When the show premiered, I wrote about the opportunity to create a female driven-show, with Peggy’s dreams and desires as the engine of the story. Season One ultimately succeeded at about half of that. Peggy’s sense of responsibility for Steve’s death, and her attempt to find a way to serve in civilian life, provided the emotional weight of the series.

The plot mechanism, however, was mostly driven by the need to clear Howard Stark’s name and recover his stolen inventions. The tension of the story was, primarily, “Will Howard’s name be cleared?” It is (perhaps too) well established that I find Howard Stark, as played by Dominic Cooper, to be one of the most appealing characters in the history of fiction. However, even I will admit that this is a structural weakness in a show with Peggy Carter as the ostensible protagonist.

It’s Peggy’s show. Let the show be about her.

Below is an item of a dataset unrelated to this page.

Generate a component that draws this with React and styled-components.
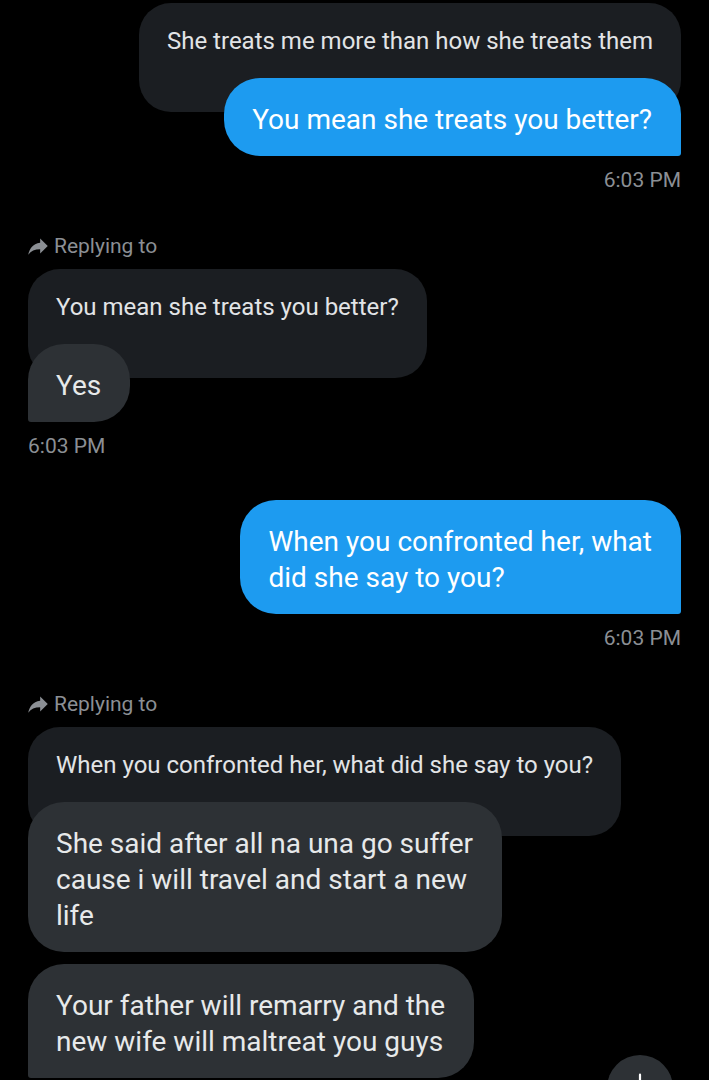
import styled, { createGlobalStyle } from 'styled-components';

const GlobalStyle = createGlobalStyle`
    html, body {
        margin: 0;
        padding: 0;
        background: #000;
        height: 1080px;
        overflow: hidden;
    }
    * {
        box-sizing: border-box;
    }
`;

const ReplyIcon = () => (
    <svg width="26" height="26" viewBox="0 0 24 24" fill="#8b8f94">
        <path transform="translate(24 0) scale(-1 1)" d="M10 9V5l-7 7 7 7v-4.1c5 0 8.5 1.6 11 5.1-1-5-4-10-11-11z" />
    </svg>
);

const messages = [
    {
        side: 'out',
        quote: 'She treats me more than how she treats them',
        bubbles: [['You mean she treats you better?']],
        time: '6:03 PM',
    },
    {
        side: 'in',
        replying: true,
        quote: 'You mean she treats you better?',
        bubbles: [['Yes']],
        time: '6:03 PM',
    },
    {
        side: 'out',
        bubbles: [['When you confronted her, what', 'did she say to you?']],
        time: '6:03 PM',
    },
    {
        side: 'in',
        replying: true,
        quote: 'When you confronted her, what did she say to you?',
        bubbles: [
            ['She said after all na una go suffer', 'cause i will travel and start a new', 'life'],
            ['Your father will remarry and the', 'new wife will maltreat you guys'],
        ],
    },
];

const App = () => {
    return (
        <>
            <GlobalStyle />
            <Thread>
                {messages.map((msg, i) => (
                    <Group key={i} $side={msg.side}>
                        {msg.replying && (
                            <ReplyLabel>
                                <ReplyIcon />
                                <span>Replying to</span>
                            </ReplyLabel>
                        )}
                        {msg.quote && <Quote>{msg.quote}</Quote>}
                        {msg.bubbles.map((lines, j) => (
                            <Bubble
                                key={j}
                                $side={msg.side}
                                $overlap={msg.quote && j === 0}
                                $last={j === msg.bubbles.length - 1}
                            >
                                {lines.map((line, k) => (
                                    <Line key={k}>{line}</Line>
                                ))}
                            </Bubble>
                        ))}
                        {msg.time && <Stamp>{msg.time}</Stamp>}
                    </Group>
                ))}
            </Thread>
            <ScrollButton>
                <svg width="22" height="22" viewBox="0 0 24 24" fill="none" stroke="#fff" strokeWidth="2.4" strokeLinecap="round">
                    <path d="M12 4v15M6 13l6 6 6-6" />
                </svg>
            </ScrollButton>
        </>
    );
};

export default App;

const Thread = styled.div`
    display: flex;
    flex-direction: column;
    padding: 3px 28px 0;
    font-family: Roboto, "Noto Sans", sans-serif;
`;

const Group = styled.div`
    display: flex;
    flex-direction: column;
    align-items: ${({ $side }) => ($side === 'out' ? 'flex-end' : 'flex-start')};
    margin-bottom: 42px;
`;

const ReplyLabel = styled.div`
    display: flex;
    align-items: center;
    gap: 3px;
    height: 24px;
    margin-bottom: 11px;
    font-size: 21px;
    color: #8b8f94;

    svg {
        margin-left: -3px;
    }
`;

const Quote = styled.div`
    background: #1b1e22;
    color: #e2e4e6;
    border-radius: 32px;
    padding: 24px 28px 56px;
    font-size: 24px;
    line-height: 29px;
    white-space: nowrap;
`;

const Bubble = styled.div`
    background: ${({ $side }) => ($side === 'out' ? '#1d9bf0' : '#2d3135')};
    color: ${({ $side }) => ($side === 'out' ? '#ffffff' : '#e7e9ea')};
    border-radius: 36px;
    border-bottom-right-radius: ${({ $side, $last }) => ($side === 'out' && $last ? '3px' : '36px')};
    border-bottom-left-radius: ${({ $side, $last }) => ($side === 'in' && $last ? '3px' : '36px')};
    padding: 24px 29px 18px 28px;
    font-size: 28px;
    line-height: 36px;
    margin-top: ${({ $overlap }) => ($overlap ? '-34px' : '12px')};
    white-space: nowrap;

    &:first-child {
        margin-top: 0;
    }
`;

const Line = styled.div``;

const Stamp = styled.div`
    margin-top: 12px;
    font-size: 21px;
    line-height: 24px;
    color: #8b8f94;
`;

const ScrollButton = styled.div`
    position: fixed;
    left: 607px;
    top: 1055px;
    width: 66px;
    height: 66px;
    border-radius: 50%;
    background: #2d3135;
    display: flex;
    justify-content: center;
    padding-top: 16px;
`;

Angie, in a waitress uniform, holding a coffee pot

More Angie please!

4. More Angie, More Jarvis, and Just Enough Howard

So far, only Hayley Atwell has been confirmed as a member of next season’s cast. Obviously, she’ll need supporting characters. Angie Martinelli (Lyndsy Fonseca) is a character every right-thinking viewer would like to see back. Peggy may be headed for the West Coast, which would be a perfect chance for Angie to get her shot at stardom — and do some undercover work, as well.

Peggy’s partnership with Jarvis was another highlight of Season One; fingers crossed we’ll see more of James D’Arcy, and maybe even Jarvis’s elusive wife.

As for Howard, well — the guy is such a force of nature even I know he’s best used sparingly. If Dominic Cooper is busy starring in Preacher, this might sort itself out. It would be nice to have a cameo, at least, and see how smoothly Howard really move among the stars of Hollywood. (Didn’t I mention? I’m not made of stone.)

So that’s my wishlist. What are your hopes for Season 2 of Agent Carter?